High performance teams

Category

Blogs

Author

Wissen Team

Date

April 28, 2023

I have often heard people using sports metaphors when talking about high-performing teams. I wanted to bring a slightly different view to the table. Sports teams typically work within a set of well-defined boundaries and rules. Teams within a company do not necessarily have such rigidly defined boundaries that they must play within. They almost always have shifting goalposts too.

The goal for a team in a company is to maximize the impact ( i.e., test the boundaries of what can be done) over time. In my experience, some kinds of teams work better than others. Let’s explore what kind of team structures work best under which circumstances.

When predictability is the primary metric to maximize impact, process-oriented teams work best. To have high predictability, you need a well-defined process and enough metrics over time to make some predictions. High-performance process-oriented teams typically track process metrics over time to get better.

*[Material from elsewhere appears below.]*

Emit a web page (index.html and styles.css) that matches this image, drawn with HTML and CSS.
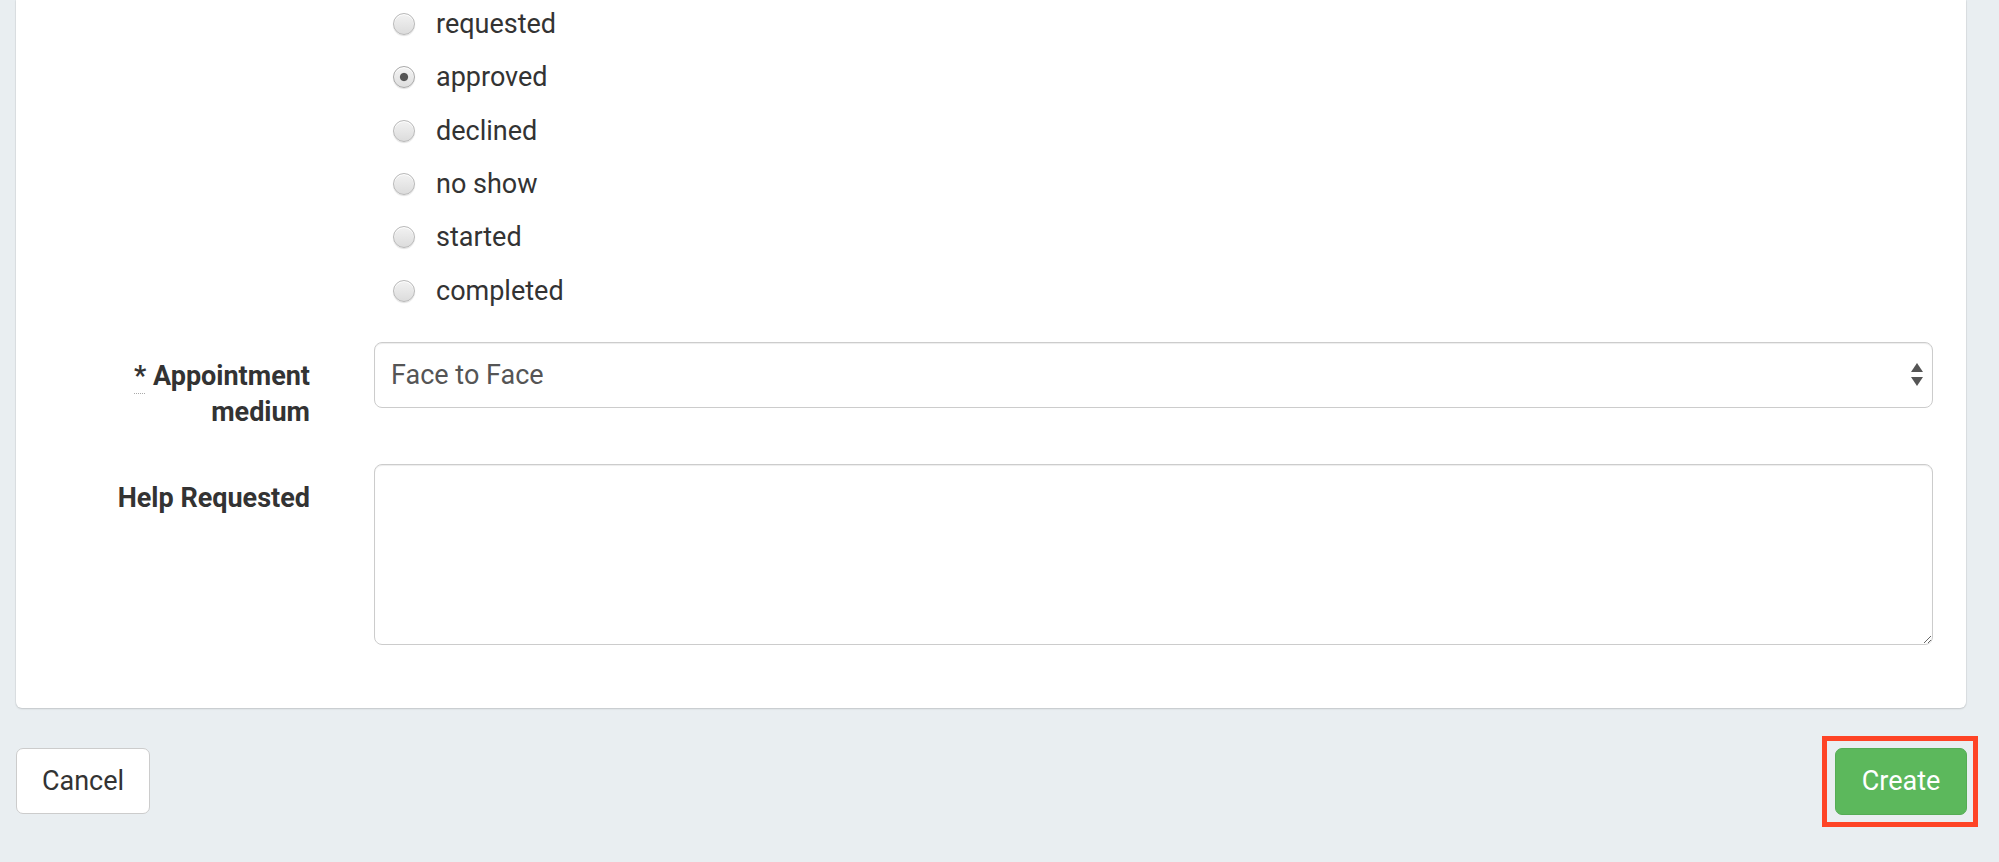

If time to market is the primary metric to maximize impact, you are always better off having agile teams. Agile teams aim to produce something usable in every sprint. They will identify what needs to be worked on based on a backlog of items prioritized in collaboration with the system owners. High-performance agile teams typically have multi-skilled people. Teams are typically small and focused on a single system or maybe even a single problem in a large system.

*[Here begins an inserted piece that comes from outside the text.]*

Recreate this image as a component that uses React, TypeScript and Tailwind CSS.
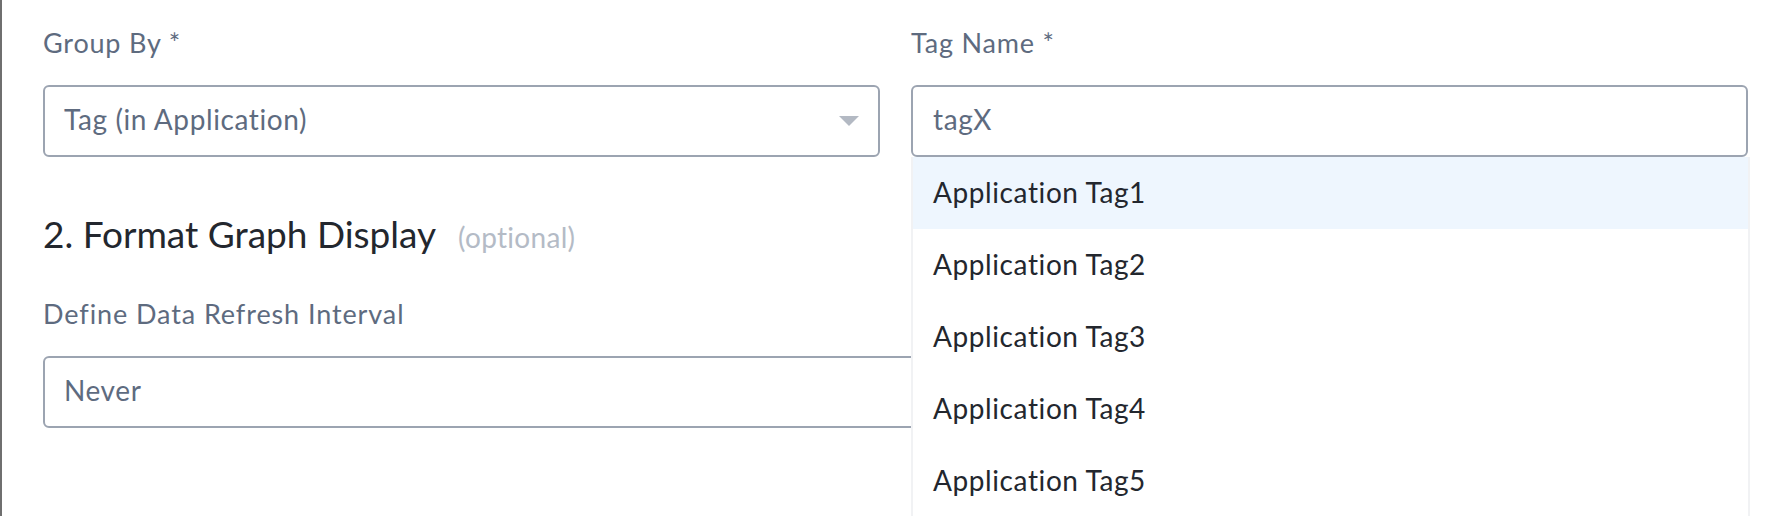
import { useState } from "react";

const TAGS = ["Application Tag1", "Application Tag2", "Application Tag3", "Application Tag4", "Application Tag5"];

function Caret() {
  return (
    <svg width="20" height="10" viewBox="0 0 20 10" className="shrink-0">
      <path d="M0 0 L20 0 L10 10 Z" fill="#b3b9c3" />
    </svg>
  );
}

export default function App() {
  const [active] = useState(0);

  return (
    <div className="w-[1779px] h-[516px] overflow-hidden bg-white border-l-2 border-[#6f6f6f] font-['Lato',sans-serif]">
      <div className="pl-[41px] pr-[31px] pt-[27px]">
        <div className="grid grid-cols-2 gap-x-[31px]">
          {/* Group by */}
          <div>
            <label className="block text-[27px] leading-[32px] tracking-[0.8px] text-[#5e6b7f]">Group By *</label>
            <div className="mt-[26px] h-[72px] rounded-[6px] border-2 border-[#9ca4b1] flex items-center justify-between pl-[19px] pr-[19px]">
              <span className="text-[28px] tracking-[0.6px] text-[#5e6b7f] pb-[4px]">Tag (in Application)</span>
              <Caret />
            </div>
          </div>

          {/* Tag name */}
          <div className="relative">
            <label className="block text-[27px] leading-[32px] tracking-[0.8px] text-[#5e6b7f]">Tag Name *</label>
            <div className="mt-[26px] h-[72px] rounded-[6px] border-2 border-[#9ca4b1] flex items-center pl-[20px]">
              <span className="text-[28px] tracking-[0.6px] text-[#5e6b7f] pb-[4px]">tagX</span>
            </div>
            <div className="absolute left-0 right-[-2px] top-full z-10 bg-white border-x-2 border-[#f1f2f4]">
              {TAGS.map((t, i) => (
                <div
                  key={t}
                  className={
                    "h-[72px] flex items-center pl-[20px] pb-[2px] text-[28px] tracking-[0.6px] text-[#23272e] " +
                    (i === active ? "bg-[#eef6fe]" : "bg-white")
                  }
                >
                  {t}
                </div>
              ))}
            </div>
          </div>
        </div>

        {/* Format graph display */}
        <div className="mt-[55px] flex items-baseline gap-[22px]">
          <h2 className="text-[37px] leading-[44px] text-[#23272e]">2. Format Graph Display</h2>
          <span className="text-[28px] tracking-[0.3px] text-[#b4bbc6]">(optional)</span>
        </div>

        <label className="block mt-[40px] text-[27px] leading-[32px] tracking-[0.9px] text-[#5e6b7f]">Define Data Refresh Interval</label>
        <div className="mt-[26px] h-[72px] rounded-[6px] border-2 border-[#9ca4b1] flex items-center pl-[19px]">
          <span className="text-[28px] tracking-[0.6px] text-[#5e6b7f] pb-[4px]">Never</span>
        </div>
      </div>
    </div>
  );
}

Let me elaborate on some additional characteristics of high-performance agile teams. They focus on automating the routine and mundane. Without automation, short sprints are next to impossible. They have many people who are multi skilled. It helps in getting enough hands, eyes, and brains on the problem being solved during a particular sprint. They also have frequent high bandwidth communication with the system’s business owners. Communication ensures everybody knows how their work fits in the big picture and helps the team reach a global optimum rather than a local one. The biggest difference maker in a successful agile team is the product owner. The product owner brings deep domain and technical expertise to the table and can steer technical and feature conversations.